**Problem details**
Restate each of the lines below word for word and drop every picture.
-- BEGIN Collected material --
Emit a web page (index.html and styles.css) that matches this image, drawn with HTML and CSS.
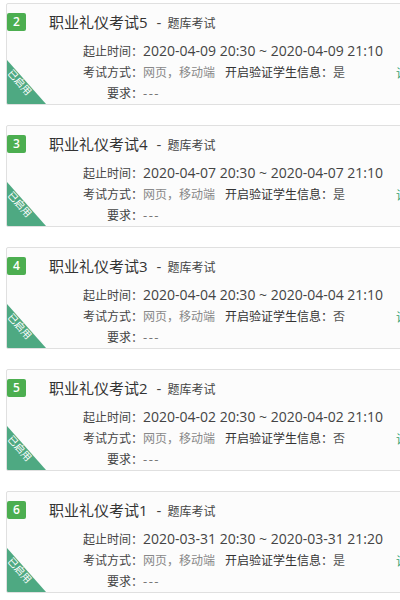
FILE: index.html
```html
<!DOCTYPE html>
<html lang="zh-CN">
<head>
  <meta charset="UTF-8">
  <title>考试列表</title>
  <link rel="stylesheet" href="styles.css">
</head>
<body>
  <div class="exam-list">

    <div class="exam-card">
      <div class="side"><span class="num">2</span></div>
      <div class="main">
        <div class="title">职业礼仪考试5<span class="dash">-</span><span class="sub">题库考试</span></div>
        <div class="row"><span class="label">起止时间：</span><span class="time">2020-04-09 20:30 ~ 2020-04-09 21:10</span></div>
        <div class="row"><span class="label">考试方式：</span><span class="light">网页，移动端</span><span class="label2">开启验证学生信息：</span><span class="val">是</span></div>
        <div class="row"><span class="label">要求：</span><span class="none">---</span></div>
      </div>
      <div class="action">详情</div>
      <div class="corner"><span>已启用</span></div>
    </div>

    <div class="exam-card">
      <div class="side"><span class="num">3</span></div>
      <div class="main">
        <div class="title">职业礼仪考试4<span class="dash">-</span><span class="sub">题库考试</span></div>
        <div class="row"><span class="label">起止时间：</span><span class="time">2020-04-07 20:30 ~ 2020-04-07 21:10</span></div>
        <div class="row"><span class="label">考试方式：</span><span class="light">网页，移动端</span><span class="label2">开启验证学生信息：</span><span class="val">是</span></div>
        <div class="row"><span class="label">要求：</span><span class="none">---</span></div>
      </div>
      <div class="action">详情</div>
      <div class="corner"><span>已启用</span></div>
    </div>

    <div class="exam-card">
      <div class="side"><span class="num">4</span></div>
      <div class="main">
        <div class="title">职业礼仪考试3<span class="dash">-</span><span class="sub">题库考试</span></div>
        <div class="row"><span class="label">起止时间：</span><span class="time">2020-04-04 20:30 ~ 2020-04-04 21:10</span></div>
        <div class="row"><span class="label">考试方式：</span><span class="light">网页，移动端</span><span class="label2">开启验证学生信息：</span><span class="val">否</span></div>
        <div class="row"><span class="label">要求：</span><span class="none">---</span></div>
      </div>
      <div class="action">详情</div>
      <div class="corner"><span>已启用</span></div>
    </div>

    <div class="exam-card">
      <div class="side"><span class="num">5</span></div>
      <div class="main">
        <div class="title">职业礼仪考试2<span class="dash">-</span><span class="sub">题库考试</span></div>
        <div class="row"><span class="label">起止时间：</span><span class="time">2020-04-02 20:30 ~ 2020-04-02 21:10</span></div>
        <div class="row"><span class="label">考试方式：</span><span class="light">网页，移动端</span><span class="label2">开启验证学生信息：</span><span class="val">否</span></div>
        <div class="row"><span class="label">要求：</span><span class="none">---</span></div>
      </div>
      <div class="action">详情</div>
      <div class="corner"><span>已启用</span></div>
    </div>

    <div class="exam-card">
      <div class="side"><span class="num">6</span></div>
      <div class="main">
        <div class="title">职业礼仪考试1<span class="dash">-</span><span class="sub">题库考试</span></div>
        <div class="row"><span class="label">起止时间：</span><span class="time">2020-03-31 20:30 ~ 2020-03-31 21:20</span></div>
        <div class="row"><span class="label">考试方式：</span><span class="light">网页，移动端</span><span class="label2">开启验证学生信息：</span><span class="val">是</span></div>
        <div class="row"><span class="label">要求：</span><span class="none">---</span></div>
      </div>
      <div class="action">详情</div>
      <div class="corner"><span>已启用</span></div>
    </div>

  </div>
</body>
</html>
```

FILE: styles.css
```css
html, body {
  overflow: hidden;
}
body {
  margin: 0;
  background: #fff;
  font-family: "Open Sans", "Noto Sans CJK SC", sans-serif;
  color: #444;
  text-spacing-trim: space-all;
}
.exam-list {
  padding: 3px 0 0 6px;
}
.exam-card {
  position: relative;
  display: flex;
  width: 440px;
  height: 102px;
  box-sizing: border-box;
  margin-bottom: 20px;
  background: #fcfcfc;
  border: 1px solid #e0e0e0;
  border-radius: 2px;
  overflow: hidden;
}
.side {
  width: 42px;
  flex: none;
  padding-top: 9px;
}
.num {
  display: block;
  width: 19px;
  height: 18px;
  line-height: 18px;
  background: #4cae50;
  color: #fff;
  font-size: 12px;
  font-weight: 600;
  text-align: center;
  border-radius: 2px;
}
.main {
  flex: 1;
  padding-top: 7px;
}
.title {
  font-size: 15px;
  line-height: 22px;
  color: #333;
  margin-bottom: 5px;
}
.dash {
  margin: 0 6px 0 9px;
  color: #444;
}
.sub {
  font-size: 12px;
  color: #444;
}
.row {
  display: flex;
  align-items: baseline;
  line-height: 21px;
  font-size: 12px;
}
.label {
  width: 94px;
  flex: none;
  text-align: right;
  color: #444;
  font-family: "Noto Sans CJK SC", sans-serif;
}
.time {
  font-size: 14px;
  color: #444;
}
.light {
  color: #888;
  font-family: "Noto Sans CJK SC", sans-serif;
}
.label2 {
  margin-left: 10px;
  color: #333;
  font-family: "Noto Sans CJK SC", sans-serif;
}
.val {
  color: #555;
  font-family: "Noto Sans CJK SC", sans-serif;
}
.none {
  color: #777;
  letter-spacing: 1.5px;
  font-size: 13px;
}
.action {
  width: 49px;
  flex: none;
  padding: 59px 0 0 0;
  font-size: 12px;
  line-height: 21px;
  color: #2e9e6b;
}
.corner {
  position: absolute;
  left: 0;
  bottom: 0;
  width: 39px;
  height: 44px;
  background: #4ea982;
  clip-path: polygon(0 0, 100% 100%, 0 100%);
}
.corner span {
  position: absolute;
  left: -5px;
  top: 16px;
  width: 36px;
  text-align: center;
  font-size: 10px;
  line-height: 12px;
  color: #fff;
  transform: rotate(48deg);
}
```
-- END Collected material --
**The reply**
Emit a web page (index.html and styles.css) that matches this image, drawn with HTML and CSS.
FILE: index.html
```html
<!DOCTYPE html>
<html lang="zh-CN">
<head>
  <meta charset="UTF-8">
  <title>考试列表</title>
  <link rel="stylesheet" href="styles.css">
</head>
<body>
  <div class="exam-list">

    <div class="exam-card">
      <div class="side"><span class="num">2</span></div>
      <div class="main">
        <div class="title">职业礼仪考试5<span class="dash">-</span><span class="sub">题库考试</span></div>
        <div class="row"><span class="label">起止时间：</span><span class="time">2020-04-09 20:30 ~ 2020-04-09 21:10</span></div>
        <div class="row"><span class="label">考试方式：</span><span class="light">网页，移动端</span><span class="label2">开启验证学生信息：</span><span class="val">是</span></div>
        <div class="row"><span class="label">要求：</span><span class="none">---</span></div>
      </div>
      <div class="action">详情</div>
      <div class="corner"><span>已启用</span></div>
    </div>

    <div class="exam-card">
      <div class="side"><span class="num">3</span></div>
      <div class="main">
        <div class="title">职业礼仪考试4<span class="dash">-</span><span class="sub">题库考试</span></div>
        <div class="row"><span class="label">起止时间：</span><span class="time">2020-04-07 20:30 ~ 2020-04-07 21:10</span></div>
        <div class="row"><span class="label">考试方式：</span><span class="light">网页，移动端</span><span class="label2">开启验证学生信息：</span><span class="val">是</span></div>
        <div class="row"><span class="label">要求：</span><span class="none">---</span></div>
      </div>
      <div class="action">详情</div>
      <div class="corner"><span>已启用</span></div>
    </div>

    <div class="exam-card">
      <div class="side"><span class="num">4</span></div>
      <div class="main">
        <div class="title">职业礼仪考试3<span class="dash">-</span><span class="sub">题库考试</span></div>
        <div class="row"><span class="label">起止时间：</span><span class="time">2020-04-04 20:30 ~ 2020-04-04 21:10</span></div>
        <div class="row"><span class="label">考试方式：</span><span class="light">网页，移动端</span><span class="label2">开启验证学生信息：</span><span class="val">否</span></div>
        <div class="row"><span class="label">要求：</span><span class="none">---</span></div>
      </div>
      <div class="action">详情</div>
      <div class="corner"><span>已启用</span></div>
    </div>

    <div class="exam-card">
      <div class="side"><span class="num">5</span></div>
      <div class="main">
        <div class="title">职业礼仪考试2<span class="dash">-</span><span class="sub">题库考试</span></div>
        <div class="row"><span class="label">起止时间：</span><span class="time">2020-04-02 20:30 ~ 2020-04-02 21:10</span></div>
        <div class="row"><span class="label">考试方式：</span><span class="light">网页，移动端</span><span class="label2">开启验证学生信息：</span><span class="val">否</span></div>
        <div class="row"><span class="label">要求：</span><span class="none">---</span></div>
      </div>
      <div class="action">详情</div>
      <div class="corner"><span>已启用</span></div>
    </div>

    <div class="exam-card">
      <div class="side"><span class="num">6</span></div>
      <div class="main">
        <div class="title">职业礼仪考试1<span class="dash">-</span><span class="sub">题库考试</span></div>
        <div class="row"><span class="label">起止时间：</span><span class="time">2020-03-31 20:30 ~ 2020-03-31 21:20</span></div>
        <div class="row"><span class="label">考试方式：</span><span class="light">网页，移动端</span><span class="label2">开启验证学生信息：</span><span class="val">是</span></div>
        <div class="row"><span class="label">要求：</span><span class="none">---</span></div>
      </div>
      <div class="action">详情</div>
      <div class="corner"><span>已启用</span></div>
    </div>

  </div>
</body>
</html>
```

FILE: styles.css
```css
html, body {
  overflow: hidden;
}
body {
  margin: 0;
  background: #fff;
  font-family: "Open Sans", "Noto Sans CJK SC", sans-serif;
  color: #444;
  text-spacing-trim: space-all;
}
.exam-list {
  padding: 3px 0 0 6px;
}
.exam-card {
  position: relative;
  display: flex;
  width: 440px;
  height: 102px;
  box-sizing: border-box;
  margin-bottom: 20px;
  background: #fcfcfc;
  border: 1px solid #e0e0e0;
  border-radius: 2px;
  overflow: hidden;
}
.side {
  width: 42px;
  flex: none;
  padding-top: 9px;
}
.num {
  display: block;
  width: 19px;
  height: 18px;
  line-height: 18px;
  background: #4cae50;
  color: #fff;
  font-size: 12px;
  font-weight: 600;
  text-align: center;
  border-radius: 2px;
}
.main {
  flex: 1;
  padding-top: 7px;
}
.title {
  font-size: 15px;
  line-height: 22px;
  color: #333;
  margin-bottom: 5px;
}
.dash {
  margin: 0 6px 0 9px;
  color: #444;
}
.sub {
  font-size: 12px;
  color: #444;
}
.row {
  display: flex;
  align-items: baseline;
  line-height: 21px;
  font-size: 12px;
}
.label {
  width: 94px;
  flex: none;
  text-align: right;
  color: #444;
  font-family: "Noto Sans CJK SC", sans-serif;
}
.time {
  font-size: 14px;
  color: #444;
}
.light {
  color: #888;
  font-family: "Noto Sans CJK SC", sans-serif;
}
.label2 {
  margin-left: 10px;
  color: #333;
  font-family: "Noto Sans CJK SC", sans-serif;
}
.val {
  color: #555;
  font-family: "Noto Sans CJK SC", sans-serif;
}
.none {
  color: #777;
  letter-spacing: 1.5px;
  font-size: 13px;
}
.action {
  width: 49px;
  flex: none;
  padding: 59px 0 0 0;
  font-size: 12px;
  line-height: 21px;
  color: #2e9e6b;
}
.corner {
  position: absolute;
  left: 0;
  bottom: 0;
  width: 39px;
  height: 44px;
  background: #4ea982;
  clip-path: polygon(0 0, 100% 100%, 0 100%);
}
.corner span {
  position: absolute;
  left: -5px;
  top: 16px;
  width: 36px;
  text-align: center;
  font-size: 10px;
  line-height: 12px;
  color: #fff;
  transform: rotate(48deg);
}
```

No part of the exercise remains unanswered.